# cannot find thread



## Ian.B (May 8, 2017)

there was a thread; I think it was here (??) about finding recently edited photos in LR 
I have feeling it was sort of in the wrong section (??) but I have no idea how the thread was named or if I actually replied to it 

if someone remembers it would be good --- not overly important --- just been in my mind lately 

thanks the thinking


----------



## oleleclos (May 8, 2017)

Dunno about an earlier thread, but I use Smart Collections to do what you want to do.

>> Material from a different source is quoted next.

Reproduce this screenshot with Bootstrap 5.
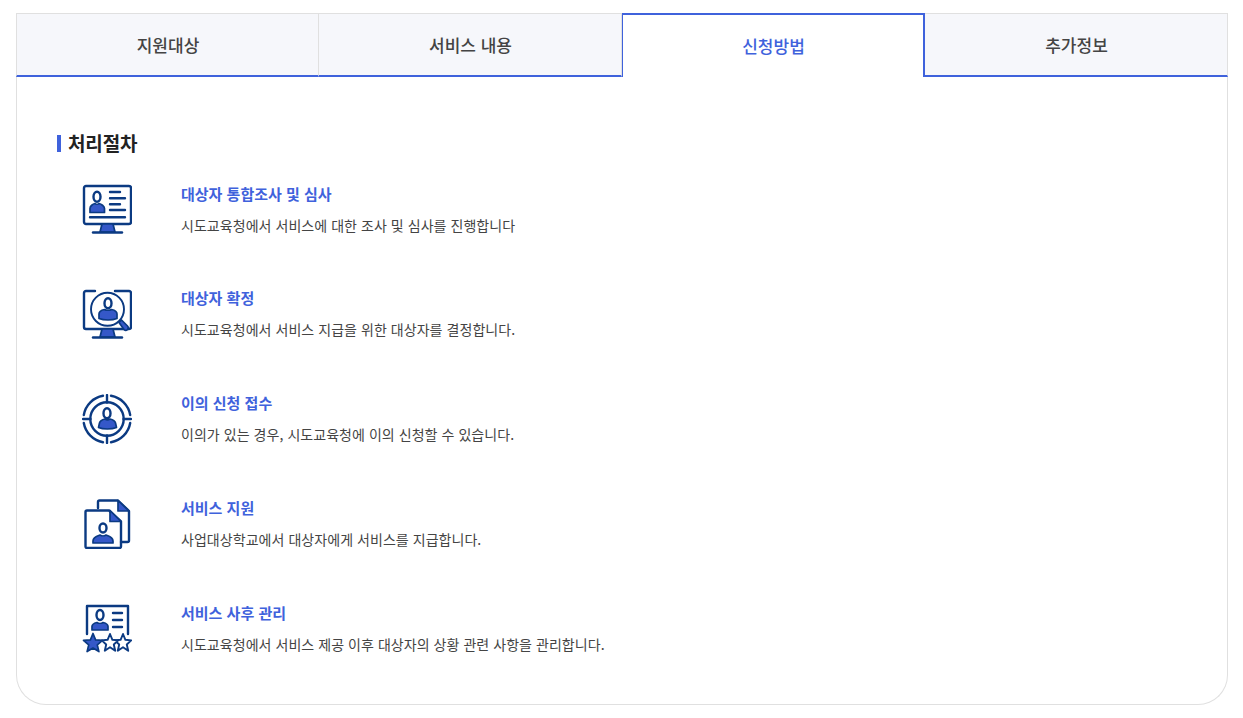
<!DOCTYPE html>
<html lang="ko">
<head>
<meta charset="utf-8">
<title>신청방법</title>
<link rel="stylesheet" href="https://cdn.jsdelivr.net/npm/bootstrap@5.3.0/dist/css/bootstrap.min.css">
<style>
body{font-family:"Noto Sans CJK KR","Noto Sans",sans-serif;background:#fff;color:#333}
.shell{margin:13px 15px 0 16px;height:692px;border:1px solid #e0e0e0;border-top:0;border-radius:0 0 30px 30px}
.tabbar{margin:0 -1px;height:64px}
.tabitem{width:25%;height:64px;padding-left:1px;background:#f6f7fb;border-top:1px solid #e0e0e0;border-right:1px solid #e0e0e0;border-bottom:2px solid #3f62dc;font-size:17px;font-weight:500;color:#444;line-height:62px;text-align:center}
.tabitem:first-child{border-left:1px solid #e0e0e0}
.tabitem.current{background:#fff;border:2px solid #3f62dc;border-width:2px 2px 0 1px;color:#3f62dc;line-height:62px}
.tabbody{padding:53px 40px 0}
.sect-title{font-size:19px;font-weight:700;color:#222;line-height:26px;margin:0 0 28px;padding-left:11px;position:relative;letter-spacing:-.15px}
.sect-title::before{content:"";position:absolute;left:0;top:5px;width:4px;height:17px;background:#3f62dc}
.step{height:105px;padding-left:25px;gap:49px}
.step svg{width:50px;height:50px;flex:none}
.step-body{margin-top:-1px}
.step:first-of-type .step-body{margin-top:0}
.step-title{font-size:15px;font-weight:700;color:#3f62dc;line-height:20px;margin:0 0 10px}
.step-text{font-size:14px;color:#444;line-height:22px;margin:0;font-weight:400;letter-spacing:.05px}
.ln{fill:none;stroke:#0b3a82;stroke-width:2.4;stroke-linecap:round;stroke-linejoin:round}
.wh{fill:#fff;stroke:#0b3a82;stroke-width:1.9;stroke-linejoin:round}
.fl{fill:#3558c8;stroke:#0b3a82;stroke-width:1.7;stroke-linejoin:round}
</style>
</head>
<body>
<div class="shell">
  <div class="tabbar d-flex">
    <div class="tabitem">지원대상</div>
    <div class="tabitem">서비스 내용</div>
    <div class="tabitem current">신청방법</div>
    <div class="tabitem">추가정보</div>
  </div>
  <div class="tabbody">
    <h3 class="sect-title">처리절차</h3>

    <div class="step d-flex align-items-start">
      <svg viewBox="0 0 50 50">
        <rect class="ln" x="2" y="2" width="47" height="38" rx="2"/>
        <ellipse class="ln" cx="15" cy="12.700" rx="3.500" ry="5"/>
        <path class="fl" d="M8 28.500v-4c0-2.500 3-4.500 5-5 1 1 3 1 4 0 2 .5 5.500 2.500 5.500 5v4z"/>
        <path class="ln" d="M28 8h10M28 14.300h15M28 20.300h10M28 26h15M8 33.300h35"/>
        <path class="fl" d="M20 40h11l2 8H18z"/>
        <path class="ln" d="M11 48.500h29"/>
      </svg>
      <div class="step-body">
        <p class="step-title">대상자 통합조사 및 심사</p>
        <p class="step-text">시도교육청에서 서비스에 대한 조사 및 심사를 진행합니다</p>
      </div>
    </div>

    <div class="step d-flex align-items-start">
      <svg viewBox="0 0 50 50">
        <path class="ln" d="M13 2H4a2 2 0 0 0-2 2v34a2 2 0 0 0 2 2h43a2 2 0 0 0 2-2V4a2 2 0 0 0-2-2H33"/>
        <circle class="wh" cx="25.500" cy="20.300" r="16.500"/>
        <ellipse class="ln" cx="26" cy="14.300" rx="3.500" ry="5"/>
        <path class="fl" d="M17 29.500v-4.500c0-2.500 3-4 5.500-4.500 1.500 1 5.500 1 7 0 2.500.5 5.500 2 5.500 4.500v4.500c-5 2-13 2-18 0z"/>
        <path class="fl" d="M37 33.500l2.500-2.500 6 6c1 1 1 2.500 0 3.500s-2.500 1-3.500 0z"/>
        <path class="fl" d="M20 40h11l2 8H18z"/>
        <path class="ln" d="M11 48.500h29"/>
      </svg>
      <div class="step-body">
        <p class="step-title">대상자 확정</p>
        <p class="step-text">시도교육청에서 서비스 지급을 위한 대상자를 결정합니다.</p>
      </div>
    </div>

    <div class="step d-flex align-items-start">
      <svg viewBox="0 0 50 50">
        <path class="ln" d="M21 1.800A23.500 23.500 0 0 0 1.800 21M29 1.800A23.500 23.500 0 0 1 48.200 21M48.200 29A23.500 23.500 0 0 1 29 48.200M21 48.200A23.500 23.500 0 0 1 1.800 29"/>
        <circle class="ln" cx="25" cy="25" r="16.700"/>
        <path class="ln" d="M25 1v7.500M25 41.500V49M1 25h7.500M41.500 25H49"/>
        <ellipse class="ln" cx="25" cy="19.300" rx="3.500" ry="5"/>
        <path class="fl" d="M16.500 33.500l1-4.500c.5-2 3.500-3.500 5.500-4 1.500 1 3.500 1 5 0 2 .5 5 2 5.500 4l1 4.500c-5 2-13.500 2-18 0z"/>
      </svg>
      <div class="step-body">
        <p class="step-title">이의 신청 접수</p>
        <p class="step-text">이의가 있는 경우, 시도교육청에 이의 신청할 수 있습니다.</p>
      </div>
    </div>

    <div class="step d-flex align-items-start">
      <svg viewBox="0 0 50 50">
        <path class="ln" d="M16 9V3a1.500 1.500 0 0 1 1.500-1.500H36L47 12v29.500a1.500 1.500 0 0 1-1.500 1.500H39"/>
        <path class="fl" d="M36 1.500V12h11z"/>
        <path class="ln" d="M5 11.500h22L39 22.500v25a1.500 1.500 0 0 1-1.500 1.500H5a1.500 1.500 0 0 1-1.500-1.500V13A1.500 1.500 0 0 1 5 11.500z"/>
        <path class="fl" d="M28 11.500V22.500h11z"/>
        <ellipse class="ln" cx="21" cy="29" rx="3.500" ry="4.500"/>
        <path class="fl" d="M11 44v-2c0-4 4-5 7-6 1.500 1 4.500 1 6 0 3 1 7 2 7 6v2z"/>
      </svg>
      <div class="step-body">
        <p class="step-title">서비스 지원</p>
        <p class="step-text">사업대상학교에서 대상자에게 서비스를 지급합니다.</p>
      </div>
    </div>

    <div class="step d-flex align-items-start">
      <svg viewBox="0 0 50 50">
        <path class="ln" d="M5 30V2h41v28"/>
        <ellipse class="ln" cx="18" cy="11" rx="3.500" ry="5"/>
        <path class="fl" d="M10 26v-3.500c0-2 3-3.500 5-4 1.500 1 4.500 1 6 0 2 .5 5 2 5 4V26z"/>
        <path class="ln" d="M31 9h9M31 16h9M31 23h9"/>
        <polygon class="wh" points="41,30 43.400,35.800 49.200,36.400 44.800,40.500 46.200,46.800 41,43.300 35.800,46.800 37.200,40.500 32.800,36.400 38.600,35.800"/>
        <polygon class="wh" points="28,30 30.400,35.800 36.200,36.400 31.800,40.500 33.200,46.800 28,43.300 22.800,46.800 24.200,40.500 19.800,36.400 25.600,35.800"/>
        <polygon class="fl" points="11,29.500 13.600,35.900 20.500,36.400 15.300,40.900 16.900,47.600 11,44 5.100,47.600 6.700,40.900 1.500,36.400 8.400,35.900"/>
      </svg>
      <div class="step-body">
        <p class="step-title">서비스 사후 관리</p>
        <p class="step-text">시도교육청에서 서비스 제공 이후 대상자의 상황 관련 사항을 관리합니다.</p>
      </div>
    </div>
  </div>
</div>
</body>
</html>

This is how my “Edited past month” smart collection is defined:






And this one finds all edited DNGs:


----------



## Ian.B (May 8, 2017)

thanks oleleclos; I just wanted to have another read though the thread 
I am trailing similar to you including a 'yesterday' / 'this week' smart collections and a couple for stars collection that I use for editing progress . It does seem LR and I have different ideas about "edited" as LR calls any changes _at all _to the file as an "edit" . I have been using a few keywords  and the purple tag of late ---- when I remember to add the right keyword or star or tag . Like everything LR, its only as good as the input from the fingers on the keyboard   
For file type I use the LR filters but I'm yet to work out how to lock in a 'film type' column ; not that its hard to open a new one each time


----------



## Ian.B (May 13, 2017)

_*found it *_; only because it was in the new posts this morning ----------- now why did I need to find it in the first place ?????


----------



## Ian.B (May 14, 2017)

oleleclos said:


> Dunno about an earlier thread, but I use Smart Collections to do what you want to do.
> 
> This is how my “Edited past month” smart collection is defined:
> 
> ...



I have looked into your idea more and I can make it work only by adding keywords like 'working, finished' into the search . But at least I now have a good idea to work with and perhaps add to


----------